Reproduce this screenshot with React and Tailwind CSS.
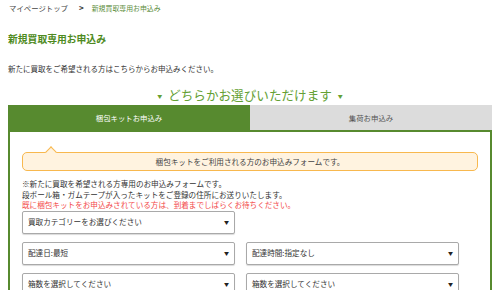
import React from "react";

const font = { fontFamily: '"Noto Sans CJK JP", "Noto Sans", sans-serif' };

const SelectBox = ({ label, className = "" }) => (
  <div
    className={
      "h-[23px] w-[213px] flex items-center justify-between pl-[5px] pr-[5px] border border-[#a9a9a9] rounded-[2px] bg-white shadow-[0_1px_1px_rgba(0,0,0,0.15)] text-[7.6px] text-[#333] " +
      className
    }
  >
    <span>{label}</span>
    <span className="text-[5px] text-[#222]">▼</span>
  </div>
);

const App = () => {
  return (
    <div className="w-[500px] h-[290px] overflow-hidden bg-white" style={font}>
      {/* breadcrumb */}
      <div className="h-[16px] flex items-center pl-[9px] text-[7.4px] text-[#444]">
        <span>マイページトップ</span>
        <span className="ml-[11px] text-[8px] font-bold text-[#333]">&gt;</span>
        <span className="ml-[8px] text-[6.9px] text-[#5c8e3c]">新規買取専用お申込み</span>
      </div>

      {/* title */}
      <div className="mt-[16px] pl-[8px] h-[14px] flex items-center text-[9.8px] font-bold text-[#4e8a21]">
        新規買取専用お申込み
      </div>

      <div className="mt-[18px] pl-[8px] h-[10px] flex items-center text-[7.5px] text-[#333]">
        新たに買取をご希望される方はこちらからお申込みください。
      </div>

      {/* heading */}
      <div className="mt-[13px] h-[16px] flex items-center justify-center text-[12.6px] text-[#64a033]">
        <span className="text-[5px] mr-[6px] mt-[2px]">▼</span>
        <span>どちらかお選びいただけます</span>
        <span className="text-[5px] ml-[6px] mt-[2px]">▼</span>
      </div>

      {/* tabs + panel */}
      <div className="mt-[2px] mx-[8px] w-[484px]">
        <div className="flex h-[25px] text-[7.4px]">
          <div className="w-[242px] bg-[#578a2f] text-white flex items-center justify-center">
            梱包キットお申込み
          </div>
          <div className="flex-1 bg-[#dcdcdc] text-[#555] flex items-center justify-center">
            集荷お申込み
          </div>
        </div>
        <div className="border-2 border-[#578a2f] bg-white px-[12px] pt-[20px] h-[200px]">
          <div className="relative h-[19px] border border-[#f8b84e] bg-[#fff3e0] rounded-[5px] flex items-center justify-center text-[7.6px] text-[#444]">
            <span className="absolute left-[24px] -top-[5px] w-[8px] h-[8px] bg-[#fff3e0] border-l border-t border-[#f8b84e] rotate-45"></span>
            梱包キットをご利用される方のお申込みフォームです。
          </div>
          <div className="mt-[8px] text-[7.6px] leading-[10.5px] text-[#333]">
            <div>※新たに買取を希望される方専用のお申込みフォームです。</div>
            <div>段ボール箱・ガムテープが入ったキットをご登録の住所にお送りいたします。</div>
            <div className="text-[#f34a4a]">既に梱包キットをお申込みされている方は、到着までしばらくお待ちください。</div>
          </div>
          <div className="mt-[0px]">
            <SelectBox label="買取カテゴリーをお選びください" />
          </div>
          <div className="mt-[8px] flex gap-[11px]">
            <SelectBox label="配達日:最短" />
            <SelectBox label="配達時間:指定なし" />
          </div>
          <div className="mt-[8px] flex gap-[11px]">
            <SelectBox label="箱数を選択してください" />
            <SelectBox label="箱数を選択してください" />
          </div>
        </div>
      </div>
    </div>
  );
};

export default App;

Aim -
Copy, from the material, each line that holds the string "React".

Written solution -
Reproduce this screenshot with React and Tailwind CSS.
import React from "react";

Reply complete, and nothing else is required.